The following was written by Brent Willett, Executive Director of the Cultivation Corridor, and featured in the Business Record’s Business Professionals’ Blogs. Read the original article at iowabiz.com.
One is the loneliest number
Last month Iowa’s economic development community gathered for the SMART Economic Development Conference in Des Moines, an annual event organized by Iowa’s investor-owned utilities which attracts economic development, government, business and political leaders to discuss job creation and retention efforts in our state.
So what? Every industry has a must-attend annual conference or two. What makes SMART unique are the collegial dynamics which comprise the industry it represents.
It’s a small industry, economic development. That claim may seem far-fetched at face value, considering that estimates suggest there are between 7,500 and 10,000 economic development organizations operating in the US today- but broken down, that’s 150 to 200 groups per state before adjusting for population – and Iowa is 30th at 3,090,016 [2013 US Census].
The 99-county math is easy: there are, on average, just a handful of economic development professionals for miles around in most parts of Iowa. Join this weak density of practitioners with the transient nature of many rural economic development jobs- figures are hard to come by, but in many small communities the local economic development job is turned over regularly as qualified practitioners find better hours and better money in the private sector- and you’ve got a perfect storm of conditions conducive to a challenging sense of isolation felt by many in the industry.
Economic development in Iowa is a field in which many practitioners are one of only a small handful [or, in very small communities, the only] person administering professional job attraction and retention services in a city, county, or even cluster of counties.
What if you were the only person doing your job for 50 miles? Who would you lean on, learn from and engage with to assuage the challenges of a project or stresses of time management? Who would you contact in times of crisis and celebrate with in times of achievement? How would you find your industry mentor? For economic developers throughout the state and across the country, the answer is often counterintuitive: with a competitor. The field’s diminutive size requires that not only must small community economic developers often function without benefit of an industry colleague nearby, but all practitioners must rely on complex mutual relationships which involve at-times intense competition as well as collegial dynamics. In order to engage in true peer-to-peer exchanges of ideas and challenges, economic developers must often look to an industry colleague elsewhere who, at the end of the day, is fundamentally a professional competitor. It all adds up to a profoundly complicated yet exceedingly tight-knit professional network for Iowa’s economic developers.
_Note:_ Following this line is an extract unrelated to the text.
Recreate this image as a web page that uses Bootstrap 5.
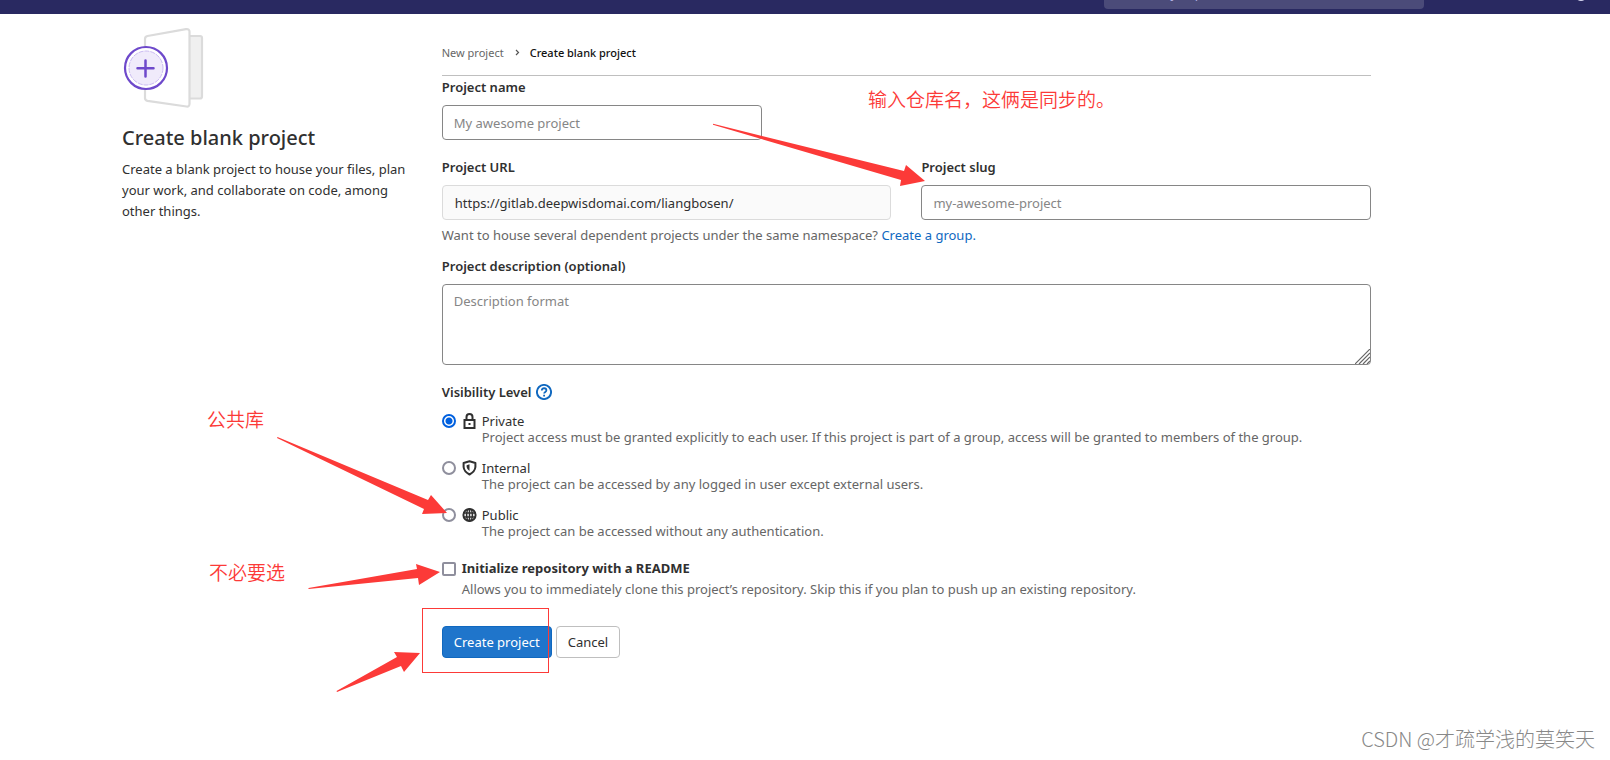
<!DOCTYPE html>
<html lang="en">
<head>
<meta charset="utf-8">
<meta name="viewport" content="width=device-width, initial-scale=1">
<title>Create blank project</title>
<link href="https://cdn.jsdelivr.net/npm/bootstrap@5.3.0/dist/css/bootstrap.min.css" rel="stylesheet">
<style>
body { font-family: "Noto Sans", "Noto Sans CJK SC", sans-serif; font-size: 13px; line-height: 20px; color: #303030; background: #fff; min-height: 100vh; }
.topbar { height: 14px; background: #292961; padding-right: 186px; padding-bottom: 5px; }
.topbar input { width: 320px; height: 32px; border: 0; border-radius: 4px; background: #4b4b79; color: #c0c0e8; padding: 0 6px; font-size: 13px; }
.topbar input::placeholder { color: #b0b0e0; opacity: 1; }
.topbar-icon { right: 23px; bottom: 13px; width: 12px; height: 12px; border-radius: 50%; background: #d8d8f0; }
.page { width: auto; margin-left: 107px; margin-right: 224px; padding: 0 15px; }
.page .row { --bs-gutter-x: 30px; }
.page-title { font-size: 20px; line-height: 26px; font-weight: 500; margin: 17px 0 8px; }
.side-text { line-height: 21px; }
.crumbs { font-size: 11px; line-height: 18px; padding: 30px 0 13px; border-bottom: 1px solid #bfbfbf; margin-bottom: 1px; }
.crumbs a { color: #666; text-decoration: none; }
.crumbs svg { margin: 0 9px; }
.crumbs .current { color: #111; font-weight: 500; }
.block-gap { margin-top: 17px; }
.field-label { display: block; font-size: 13px; font-weight: 600; line-height: 20px; margin: 0 0 8px; }
.field-box { display: block; width: 100%; height: 35px; border: 1px solid #868686; border-radius: 4px; padding: 0 11px; font-size: 13px; background: #fff; color: #303030; }
.field-box::placeholder { color: #868686; opacity: 1; }
.field-box[readonly] { background: #fafafa; border-color: #dbdbdb; padding: 0 12px; }
.name-box { max-width: 320px; }
.help-line { margin: 5px 0 11px; }
textarea.field-box { height: 81px; padding-top: 6px; resize: none; }
.grip { right: 1px; bottom: 1px; }
.muted { color: #666; }
.lnk { color: #1068bf; text-decoration: none; }
.pick { appearance: none; width: 14px; height: 14px; margin: 0; border: 2px solid #8f8f9d; background: #fff; flex: none; }
.pick[type=radio] { border-radius: 50%; }
.pick[type=checkbox] { border-radius: 2px; }
.pick[type=radio]:checked { border-color: #0060df; background: radial-gradient(circle, #0060df 3px, #fff 4px); }
.levels .field-label { margin-bottom: 11px; }
.option { margin-bottom: 15px; line-height: 16px; }
.option svg { margin: 0 5px 0 6px; flex: none; }
.option .muted { padding-left: 40px; }
.readme { gap: 6px; margin-top: 4px; line-height: 21px; }
.actions { margin-top: 26px; }
.btn-form { --bs-btn-padding-x: 11px; --bs-btn-padding-y: 5px; --bs-btn-font-size: 13px; --bs-btn-line-height: 20px; --bs-btn-border-radius: 4px; }
.btn-create { --bs-btn-color: #fff; --bs-btn-bg: #1f75cb; --bs-btn-border-color: #1068bf; --bs-btn-hover-bg: #1068bf; --bs-btn-hover-color: #fff; }
.btn-cancel { --bs-btn-color: #303030; --bs-btn-bg: #fff; --bs-btn-border-color: #bfbfbf; --bs-btn-hover-bg: #f0f0f0; }
.notes { left: 0; top: 0; pointer-events: none; font-family: "Noto Sans CJK SC", sans-serif; font-size: 19px; font-weight: 350; }
.watermark { right: 15px; bottom: 6px; font-family: "Noto Sans CJK SC", sans-serif; font-size: 20px; line-height: 30px; font-weight: 300; color: #888; }
</style>
</head>
<body class="position-relative overflow-x-hidden">
<header class="topbar position-relative overflow-hidden d-flex justify-content-end align-items-end">
  <input type="text" placeholder="Search or jump to…" aria-label="Search or jump to">
  <span class="topbar-icon position-absolute"></span>
</header>

<main class="container-fluid page">
  <div class="row">
    <aside class="col-3">
      <svg class="d-block mt-3" width="84" height="78" viewBox="-1 0 84 78" fill="none" aria-hidden="true" overflow="visible">
        <rect x="60" y="6" width="19" height="62.500" rx="2" fill="#f0f0f0" stroke="#dbdbdb" stroke-width="2.200"/>
        <path d="M22 9Q22 6.500 24.500 6L63-.8Q66.500-1.200 66.500 1.500V74Q66.200 77 63.500 76.500L24.500 70.800Q22 70.300 22 68z" fill="#fff" stroke="#dbdbdb" stroke-width="2.200"/>
        <circle cx="23" cy="38" r="21" fill="#fff" stroke="#6e49cb" stroke-width="2.200"/>
        <circle cx="23" cy="38" r="17" fill="#f0ebfb" stroke="#cbbbf2" stroke-width="1" stroke-dasharray="5 1"/>
        <path d="M14.500 38.300h16M22.500 30.500v16" stroke="#6e49cb" stroke-width="2.500" stroke-linecap="round"/>
      </svg>
      <h1 class="page-title">Create blank project</h1>
      <p class="side-text mb-0">Create a blank project to house your files, plan your work, and collaborate on code, among other things.</p>
    </aside>

    <div class="col-9">
      <nav class="crumbs d-flex align-items-center" aria-label="Breadcrumb">
        <a href="#">New project</a>
        <svg width="8" height="8" viewBox="0 0 8 8" fill="none" stroke="#555" stroke-width="1.200" aria-hidden="true"><path d="m3 1 2.500 2.500L3 6"/></svg>
        <span class="current">Create blank project</span>
      </nav>

      <form onsubmit="return false">
        <label class="field-label" for="pname">Project name</label>
        <input class="field-box name-box" id="pname" type="text" placeholder="My awesome project">
        <div class="row block-gap">
          <div class="col-6">
            <label class="field-label" for="purl">Project URL</label>
            <input class="field-box" id="purl" type="text" readonly value="https://gitlab.deepwisdomai.com/liangbosen/">
          </div>
          <div class="col-6">
            <label class="field-label" for="pslug">Project slug</label>
            <input class="field-box" id="pslug" type="text" placeholder="my-awesome-project">
          </div>
        </div>
        <p class="muted help-line">Want to house several dependent projects under the same namespace? <a class="lnk" href="#">Create a group.</a></p>
        <label class="field-label" for="pdesc">Project description (optional)</label>
        <div class="position-relative">
          <textarea class="field-box" id="pdesc" placeholder="Description format"></textarea>
          <svg class="grip position-absolute" width="15" height="15" viewBox="0 0 15 15" stroke="#666" stroke-width="1.200" aria-hidden="true"><path d="M0 15 15 0M4 15 15 4M8 15 15 8M12 15 15 12"/></svg>
        </div>

        <fieldset class="levels block-gap">
          <legend class="field-label d-flex align-items-center">Visibility Level
            <a class="d-flex ms-1" href="#" aria-label="Help"><svg width="16" height="16" viewBox="0 0 16 16" fill="none" stroke="#1068bf" aria-hidden="true"><circle cx="8" cy="8" r="7.100" stroke-width="1.900"/><path d="M5.800 6.400C5.800 3.400 10.400 3.700 10.400 6.300 10.400 7.900 8.100 7.900 8.100 9.600" stroke-width="1.800"/><path d="M7.200 11.700H9" stroke-width="1.800"/></svg></a>
          </legend>
          <div class="option">
            <div class="d-flex align-items-center">
              <input class="pick" type="radio" name="vis" id="v1" checked>
              <svg width="15" height="16" viewBox="0 0 15 16" fill="none" stroke="#303030" stroke-width="2" aria-hidden="true"><path d="M2.500 7h10v8h-10zM4.500 7V4Q4.500 1 7.500 1T10.500 4V7"/><path d="M6.500 11h2"/></svg>
              <label for="v1">Private</label>
            </div>
            <div class="muted">Project access must be granted explicitly to each user. If this project is part of a group, access will be granted to members of the group.</div>
          </div>
          <div class="option">
            <div class="d-flex align-items-center">
              <input class="pick" type="radio" name="vis" id="v2">
              <svg width="15" height="16" viewBox="0 0 15 16" fill="none" aria-hidden="true"><path d="M7.500 1.300 13.400 3V7Q13 11.500 7.500 14.500 2 11.500 1.600 7V3z" stroke="#303030" stroke-width="2" stroke-linejoin="round"/><path d="M7.500 4.300V11Q4.800 9 4.600 7V5.200z" fill="#303030"/></svg>
              <label for="v2">Internal</label>
            </div>
            <div class="muted">The project can be accessed by any logged in user except external users.</div>
          </div>
          <div class="option">
            <div class="d-flex align-items-center">
              <input class="pick" type="radio" name="vis" id="v3">
              <svg width="15" height="16" viewBox="0 0 15 16" fill="none" stroke="#303030" aria-hidden="true"><circle cx="7.500" cy="8" r="6.100" stroke-width="2"/><ellipse cx="7.500" cy="8" rx="2.900" ry="6" stroke-width="1.600"/><path d="M1.500 6h12M1.500 10h12M7.500 2v12" stroke-width="1.500"/></svg>
              <label for="v3">Public</label>
            </div>
            <div class="muted">The project can be accessed without any authentication.</div>
          </div>
        </fieldset>

        <div class="readme d-flex">
          <input class="pick mt-1" type="checkbox" id="readme">
          <div>
            <label class="fw-bold d-block" for="readme">Initialize repository with a README</label>
            <div class="muted">Allows you to immediately clone this project’s repository. Skip this if you plan to push up an existing repository.</div>
          </div>
        </div>

        <div class="actions d-flex gap-1">
          <button class="btn btn-form btn-create" type="submit">Create project</button>
          <button class="btn btn-form btn-cancel" type="button">Cancel</button>
        </div>
      </form>
    </div>
  </div>
</main>

<!-- Hand-drawn notes lying over the form -->
<svg class="notes position-absolute" width="1200" height="720" viewBox="0 0 1200 720" fill="#fc3a38">
  <path d="M713 123.800 904 171 906 165 925 181 900 186 901 180 713 124.800z"/>
  <path d="M277.500 437 428 500 431 495 447 513 422 514 424 509 277 438z"/>
  <path d="M308.500 588 417 569 416 564 440 572 419 585 418 578 308.500 589z"/>
  <path d="M336.500 691 397 657 394 652 420 653 404 672 401 666 337 692z"/>
  <rect x="422.500" y="608.500" width="126" height="64" fill="none" stroke="#fc3a38"/>
  <text x="868" y="107">输入仓库名，这俩是同步的。</text>
  <text x="207" y="427">公共库</text>
  <text x="209" y="580">不必要选</text>
</svg>
<div class="watermark position-absolute">CSDN @才疏学浅的莫笑天</div>
<script src="https://cdn.jsdelivr.net/npm/bootstrap@5.3.0/dist/js/bootstrap.bundle.min.js"></script>
</body>
</html>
Many of us report to or serve on boards and commissions comprised of competitors, and we know it works. Board ethics [not to mention common courtesy] suggests that you check your competitive fire for your board colleague at the door and find common ground to work together on relative to the organization or project at hand. Economic developers are forced to simply accelerate this dynamic. Take, for example, the Professional Developers of Iowa board of directors, a group I was privileged to lead as president in 2012. PDI is a consortium of more than 300 economic developers throughout Iowa and its board is comprised of practitioners from throughout the state- all of whom, on one level or another, are fierce competitors for the same prize: investment and jobs in Iowa. Despite such a unique board room dynamic, PDI has been the premier issues, education and networking organization for economic developers in Iowa thanks to effective volunteer leadership for decades.
Central Iowa practitioners are a bit more fortunate in terms of colleague access- due to more concentrated population dynamics, collegial density is much higher in the Cultivation Corridor region. For example, the Greater Des Moines Partnership’s Metro Practioners Group meets six times a year and routinely has 40-50 economic developers in attendance from throughout the region discussing issues and generally commiserating with each other about resources, opportunities and projects. While many in the room are technically competitors, the convergence of government, higher education, workforce and other practitioners who are a part of a larger economic development ecosystem in the Corridor helps produce a well-rounded discussion and group resource.
As within many industries, commonalities abound in the economic development peer-to-peer relationship- common public policy priorities, infrastructure needs, community college workforce development programming and much more binds the industry together. But it is where natural ties that bind begin to break down that the industry finds a way to support its own- even from a county or two over.